Perhaps both were right. Perhaps we really have two constitutions - the written one, which provides a rational continuity, and an unwritten one, which embodies the basic principles behind the document as we now understand them.
Take the "right to privacy." Many Americans assume it is one of our basic rights, but it is not directly addressed in the Constitution. Instead, it has been created over many decades, using the Fourth Amendment's guarantee against "unreasonable searches and seizures," and especially the 14th Amendment's principles of due process and equal protection. Courts have carved out legal zones of privacy around marriage, families and individuals, overturning laws that required public school attendance, prohibited the use of contraceptives, and more. Last year in Lawrence vs. Texas, a decision that threw out a Texas sodomy law, the court argued that because of the constitutional right to privacy, the government cannot impose a moral point of view on Americans.
Sometimes, the written and unwritten versions conflict. Literally, the Constitution was constructed to preserve the 18th century status quo regarding slavery, but it was soon read to assert the principle that human rights must be expanded and extended.
But we live with such conflict, and muddle through the uncertainties the Constitution will always present. As Justice William Brennan wrote, "It is arrogant to pretend that from our vantage we can gauge accurately the intent of the Framers on the application of principle to specific, contemporary questions."
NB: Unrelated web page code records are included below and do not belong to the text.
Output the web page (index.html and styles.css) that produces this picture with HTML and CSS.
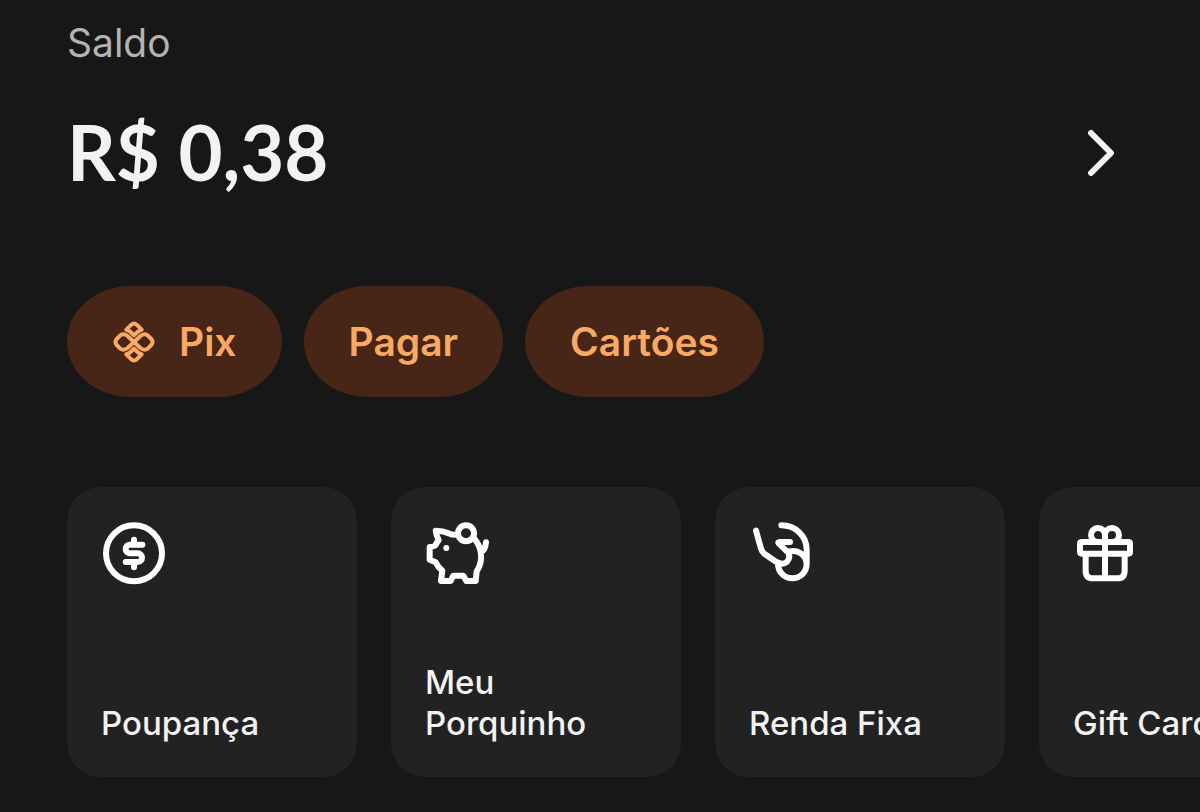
FILE: index.html
```html
<!DOCTYPE html>
<html lang="pt-BR">
<head>
<meta charset="utf-8">
<meta name="viewport" content="width=device-width, initial-scale=1">
<title>Saldo</title>
<link rel="stylesheet" href="styles.css">
</head>
<body>
<main class="wallet">
  <section class="balance">
    <h1 class="balance-label">Saldo</h1>
    <div class="balance-row">
      <p class="balance-amount">R$ 0,38</p>
      <button class="balance-open" type="button" aria-label="Ver saldo">
        <svg class="chevron" viewBox="0 0 32 48" aria-hidden="true"><path d="M5 5 25 25 5 45"/></svg>
      </button>
    </div>
  </section>

  <nav class="actions" aria-label="Ações">
    <button class="pill" type="button">
      <svg class="pix" viewBox="6 6 132 132" aria-hidden="true">
        <path d="M72 52 59 40Q54 36 49 35L64 20Q72 13 80 20L95 35Q90 36 85 40Z"/>
        <path d="M72 92 59 104Q54 108 49 109L64 124Q72 131 80 124L95 109Q90 108 85 104Z"/>
        <path d="M72 72 53 54Q41 45 31 52L20 63Q13 72 20 81L31 92Q41 99 53 90Z"/>
        <path d="M72 72 91 54Q103 45 113 52L124 63Q131 72 124 81L113 92Q103 99 91 90Z"/>
      </svg>
      Pix
    </button>
    <button class="pill" type="button">Pagar</button>
    <button class="pill" type="button">Cartões</button>
  </nav>

  <section class="products" aria-label="Produtos">
    <button class="card" type="button">
      <svg class="icon" viewBox="33 30 198 198" aria-hidden="true">
        <circle cx="132" cy="130" r="84"/>
        <path d="M132 89V103M132 159V172M157 104H120A13 13 0 0 0 120 130H143A13 13 0 0 1 143 156H107"/>
      </svg>
      <span class="card-label">Poupança</span>
    </button>
    <button class="card" type="button">
      <svg class="icon" viewBox="39 36 198 198" aria-hidden="true">
        <circle cx="162" cy="76" r="24"/>
        <path d="M136 79Q121 82 110 76Q92 68 71 68Q73 83 80 96L69 113L53 117V155L71 163Q79 179 91 188L87 219H116L124 203H154L163 219H191L194 190Q212 163 206 132Q203 111 187 92M206 133Q220 127 222 103"/>
        <circle class="solid" cx="103" cy="120" r="9"/>
      </svg>
      <span class="card-label">Meu Porquinho</span>
    </button>
    <button class="card" type="button">
      <svg class="icon" viewBox="33 36 198 198" aria-hidden="true">
        <path d="M54 68 69 122Q72 132 80 138L112 160Q132 174 147 161Q159 148 150 133L122 106Q119 102 125 102H156M130 52C174 52 206 86 206 124V168A43 43 0 0 1 120 168M154 130C181 124 205 142 206 169"/>
      </svg>
      <span class="card-label">Renda Fixa</span>
    </button>
    <button class="card" type="button">
      <svg class="icon" viewBox="39 36 198 198" aria-hidden="true">
        <path d="M66 102H205Q210 102 210 107V132Q210 137 205 137H66Q60 137 60 132V107Q60 102 66 102ZM77 137V188Q77 211 99 211H172Q194 211 194 188V137M135 102V211M135 102H115A21 21 0 1 1 135 81ZM135 102H156A21 21 0 1 0 135 81Z"/>
      </svg>
      <span class="card-label">Gift Card</span>
    </button>
  </section>
</main>
</body>
</html>
```
FILE: styles.css
```css
* {
  box-sizing: border-box;
}

body {
  margin: 0;
  background: #171717;
  color: #f2f2f2;
  font-family: Inter, "Liberation Sans", sans-serif;
  overflow-x: hidden;
}

button {
  border: 0;
  margin: 0;
  color: inherit;
  font: inherit;
  cursor: pointer;
}

.wallet {
  padding: 19px 0 36px 67px;
}

.balance {
  padding-right: 82px;
}

.balance-label {
  margin: 0;
  color: #b3b3b3;
  font-size: 39px;
  font-weight: 400;
  line-height: 48px;
}

.balance-row {
  display: flex;
  align-items: center;
  justify-content: space-between;
  margin-top: 36px;
}

.balance-amount {
  margin: 0;
  font-family: Lato, "Open Sans", sans-serif;
  font-size: 76px;
  font-weight: 700;
  line-height: 98px;
}

.balance-open {
  display: flex;
  padding: 0;
  background: none;
}

.chevron {
  width: 32px;
  height: 48px;
  fill: none;
  stroke: #f2f2f2;
  stroke-width: 6;
  stroke-linecap: round;
  stroke-linejoin: round;
}

.actions {
  display: flex;
  gap: 22px;
  margin-top: 85px;
}

.pill {
  display: flex;
  align-items: center;
  gap: 23px;
  height: 111px;
  padding: 0 45px;
  border-radius: 64px / 56px;
  background: #472617;
  color: #f9a963;
  font-size: 39px;
  font-weight: 600;
  line-height: 48px;
}

.pix {
  width: 44px;
  height: 44px;
  fill: none;
  stroke: currentColor;
  stroke-width: 12;
  stroke-linejoin: round;
}

.products {
  display: flex;
  gap: 34px;
  margin-top: 90px;
  overflow: hidden;
}

.card {
  display: flex;
  flex: 0 0 290px;
  flex-direction: column;
  align-items: flex-start;
  justify-content: space-between;
  aspect-ratio: 1;
  padding: 33px 34px;
  border-radius: 34px;
  background: #222222;
  text-align: left;
}

.icon {
  width: 66px;
  height: 66px;
  fill: none;
  stroke: #ffffff;
  stroke-width: 18;
  stroke-linecap: round;
  stroke-linejoin: round;
}

.icon .solid {
  fill: #ffffff;
  stroke: none;
}

.card-label {
  font-size: 33px;
  font-weight: 500;
  line-height: 41px;
}
```
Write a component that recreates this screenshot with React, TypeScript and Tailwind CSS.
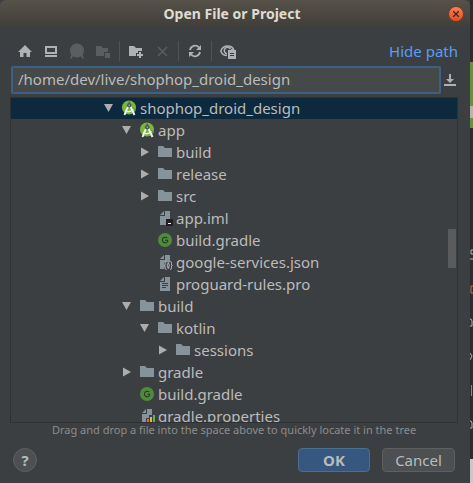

During the coming months, we will look at constitutional issues as they arise in our region. This coming Friday is Constitution Day, the 217th anniversary of the document's signing. Observances are at the National Constitution Center in Philadelphia (www.constitutioncenter.org), and at many schools and universities. The William Howard Taft National Historic Site, 2038 Auburn Ave., hosts a lecture on the Constitution at 11 a.m. Friday by Hamilton County Court of Appeals Judge Mark Painter.